Dubois, Zeiss make the case for Connect NC bond
UNC Charlotte Chancellor Philip L. Dubois continues to educate the greater Charlotte region on the benefits of the Connect NC bond. On Wednesday, he joined Tony Zeiss, president of Central Piedmont Community College, at a luncheon meeting of the Hood Hargett Breakfast Club.
The $2 billion Connect NC bond, which is on the March 15 ballot, would fund a number of projects across the state with almost half allocated to the UNC system. For UNC Charlotte, if the bond is approved, the University would receive $90 million to construct a new science building.
“Our existing science building just isn’t big enough or modern enough,” Dubois told Hood Hargett Breakfast Club members during the Wednesday luncheon, according to an article in the Charlotte Observer. “For an institution that’s going to grow to 35,000 students, we need to get that building replaced.”
Retiring CPCC President Tony Zeiss told the group that most of its allotment would buy a second energy plant on the central campus to help power recently built buildings. The college, he said, also needs a new truck pad for its new truck driving program.
“If we want to live well, we have to educate well,” Zeiss said. “People say the cost of education is high. Yes, but the cost of ignorance is worse.”

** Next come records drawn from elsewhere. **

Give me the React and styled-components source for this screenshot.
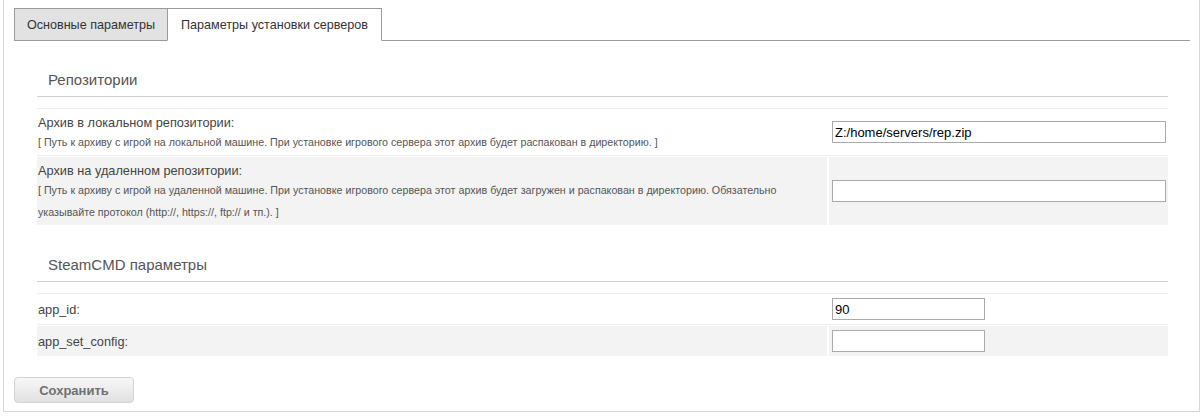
import React from 'react';
import styled, { createGlobalStyle } from 'styled-components';

const GlobalStyle = createGlobalStyle`
  body {
    margin: 0;
    background: #fff;
    font-family: "Liberation Sans", Arial, sans-serif;
  }
`;

const Panel = styled.div`
  box-sizing: border-box;
  width: 1197px;
  height: 412px;
  margin-left: 3px;
  padding-top: 8px;
  border: 1px solid #d6d6d6;
  border-top: none;
  display: flex;
  flex-direction: column;
`;

const TabBar = styled.div`
  display: flex;
  margin: 0 9px 0 10px;
  border-bottom: 1px solid #9a9a9a;
`;

const Tab = styled.div`
  box-sizing: border-box;
  width: ${(p) => p.$width}px;
  height: 33px;
  margin-bottom: -1px;
  line-height: 32px;
  text-align: center;
  font-size: 12.6px;
  color: #333;
  white-space: nowrap;
  border: 1px solid #9a9a9a;
  border-bottom-color: ${(p) => (p.$active ? '#fff' : '#9a9a9a')};
  background: ${(p) => (p.$active ? '#fff' : '#e2e2e2')};
  & + & {
    margin-left: -1px;
  }
`;

const Content = styled.div`
  padding: 0 31px 0 33px;
`;

const SectionTitle = styled.div`
  margin-top: 31px;
  padding: 0 11px 8px;
  line-height: 16px;
  font-size: 15px;
  color: #555;
  border-bottom: 1px solid #cfcfcf;
`;

const Table = styled.div`
  margin-top: 11px;
  border-top: 1px solid #ededed;
`;

const Row = styled.div`
  display: grid;
  grid-template-columns: 1fr 339px;
  column-gap: 2px;
  & + & {
    margin-top: 1px;
  }
  border-bottom: 1px solid ${(p) => (p.$alt ? 'transparent' : '#ededed')};
`;

const LabelCell = styled.div`
  padding: ${(p) => (p.$compact ? '5px 1px 3px' : '6px 1px 2px')};
  background: ${(p) => (p.$alt ? '#f3f3f3' : '#fff')};
  display: flex;
  flex-direction: column;
  justify-content: center;
`;

const Label = styled.div`
  font-size: 12.75px;
  line-height: 16px;
  color: #444;
`;

const Hint = styled.div`
  font-size: 10.7px;
  line-height: 22px;
  color: #555;
`;

const InputCell = styled.div`
  display: flex;
  align-items: center;
  padding: 4px 0 4px 3px;
  background: ${(p) => (p.$alt ? '#f3f3f3' : '#fff')};
`;

const TextInput = styled.input`
  box-sizing: border-box;
  width: ${(p) => (p.$short ? '153px' : '334px')};
  height: 22px;
  margin: 0;
  padding: 0 2px;
  border: 1px solid #aaa;
  font-family: "Liberation Sans", Arial, sans-serif;
  font-size: 13px;
  color: #000;
  background: #fff;
  outline: none;
`;

const Footer = styled.div`
  padding: 20px 10px 0;
`;

const SaveButton = styled.button`
  box-sizing: border-box;
  width: 120px;
  height: 26px;
  border: 1px solid #d3d3d3;
  border-radius: 4px;
  background: linear-gradient(#f7f7f7, #e1e1e1);
  font-family: "Liberation Sans", Arial, sans-serif;
  font-size: 13px;
  font-weight: bold;
  color: #707070;
  cursor: pointer;
`;

export default function App() {
  return (
    <>
      <GlobalStyle />
      <Panel>
        <TabBar>
          <Tab $width={154}>Основные параметры</Tab>
          <Tab $width={215} $active>Параметры установки серверов</Tab>
        </TabBar>
        <Content>
          <SectionTitle>Репозитории</SectionTitle>
          <Table>
            <Row>
              <LabelCell>
                <Label>Архив в локальном репозитории:</Label>
                <Hint>[ Путь к архиву с игрой на локальной машине. При установке игрового сервера этот архив будет распакован в директорию. ]</Hint>
              </LabelCell>
              <InputCell>
                <TextInput defaultValue="Z:/home/servers/rep.zip" />
              </InputCell>
            </Row>
            <Row $alt>
              <LabelCell $alt>
                <Label>Архив на удаленном репозитории:</Label>
                <Hint>[ Путь к архиву с игрой на удаленной машине. При установке игрового сервера этот архив будет загружен и распакован в директорию. Обязательно указывайте протокол (http://, https://, ftp:// и тп.). ]</Hint>
              </LabelCell>
              <InputCell $alt>
                <TextInput defaultValue="" />
              </InputCell>
            </Row>
          </Table>
          <SectionTitle>SteamCMD параметры</SectionTitle>
          <Table>
            <Row>
              <LabelCell $compact>
                <Label>app_id:</Label>
              </LabelCell>
              <InputCell>
                <TextInput $short defaultValue="90" />
              </InputCell>
            </Row>
            <Row $alt>
              <LabelCell $compact $alt>
                <Label>app_set_config:</Label>
              </LabelCell>
              <InputCell $alt>
                <TextInput $short defaultValue="" />
              </InputCell>
            </Row>
          </Table>
        </Content>
        <Footer>
          <SaveButton>Сохранить</SaveButton>
        </Footer>
      </Panel>
    </>
  );
}
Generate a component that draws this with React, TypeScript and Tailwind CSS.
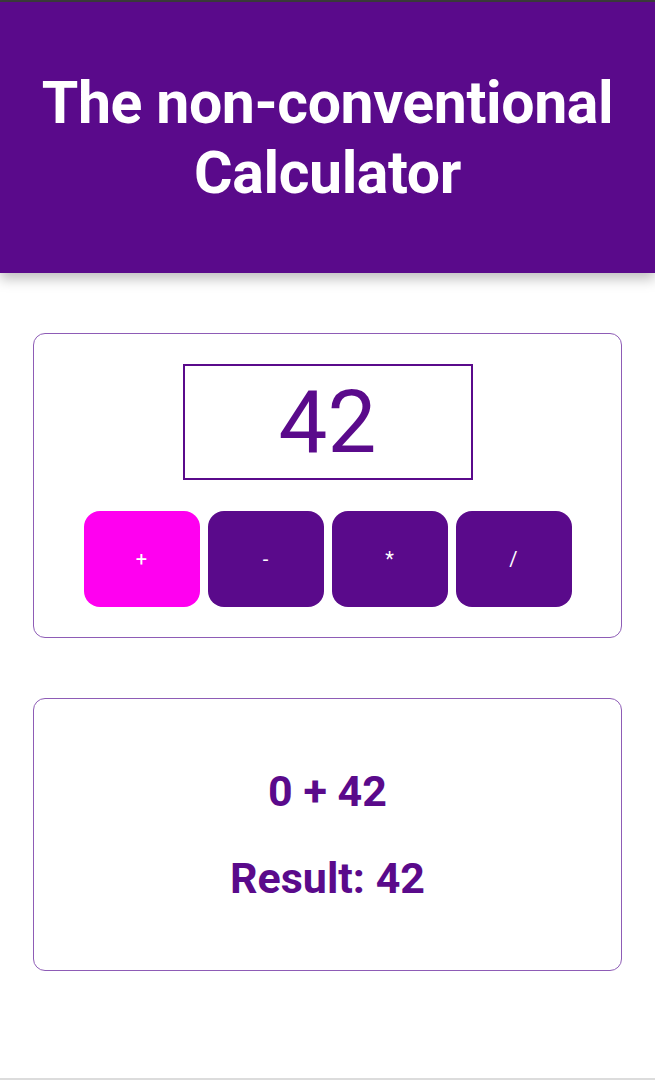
import { useState } from 'react';

const ops = ['+', '-', '*', '/'];

export default function App() {
    const [value, setValue] = useState('42');
    const [op, setOp] = useState('+');

    const num = Number(value) || 0;
    const result = op === '+' ? 0 + num : op === '-' ? 0 - num : op === '*' ? 0 * num : 0 / num;

    return (
        <div className="min-h-[1080px] bg-white font-['Roboto',sans-serif] border-t-2 border-[#3c3c3c] border-b-2 border-b-[#dcdcdc] flex flex-col">
            {/* Header */}
            <header className="h-[271px] bg-[#5a0a8b] flex items-center justify-center shadow-[0_6px_12px_rgba(0,0,0,0.25)]">
                <h1 className="text-white font-bold text-[59px] leading-[70px] text-center px-6 tracking-[-0.4px]">
                    The non-conventional Calculator
                </h1>
            </header>

            {/* Input card */}
            <div className="mx-[33px] mt-[60px] border-[1.5px] border-[#8e5cb6] rounded-xl py-[30px] flex flex-col items-center">
                <input
                    type="text"
                    value={value}
                    onChange={(e) => setValue(e.target.value)}
                    className="w-[290px] h-[116px] border-2 border-[#5a0a8b] text-center text-[87px] text-[#5a0a8b] outline-none"
                />
                <div className="flex gap-2 mt-[31px]">
                    {ops.map((o) => (
                        <button
                            key={o}
                            onClick={() => setOp(o)}
                            className={`w-[116px] h-[96px] rounded-2xl text-white text-[20px] ${o === op ? 'bg-[#ff00f0]' : 'bg-[#5a0a8b]'}`}
                        >
                            {o}
                        </button>
                    ))}
                </div>
            </div>

            {/* Result card */}
            <div className="mx-[33px] mt-[60px] h-[273px] border-[1.5px] border-[#8e5cb6] rounded-xl flex flex-col items-center justify-center gap-[42px] text-[#5a0a8b] font-bold text-[43px] leading-[45px]">
                <p>0 {op} {num}</p>
                <p>Result: {result}</p>
            </div>
        </div>
    );
}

The Charlotte Observer story noted that the referendum, at the bottom on next week’s ballot, comes 15 years after North Carolina voters approved by a wide margin $3.1 billion for the UNC system and community colleges. The money launched 728 building projects across the state that added 12 million square feet of space, transforming campuses with new and renovated residence halls, cutting-edge classroom buildings, libraries and other buildings that catered to students.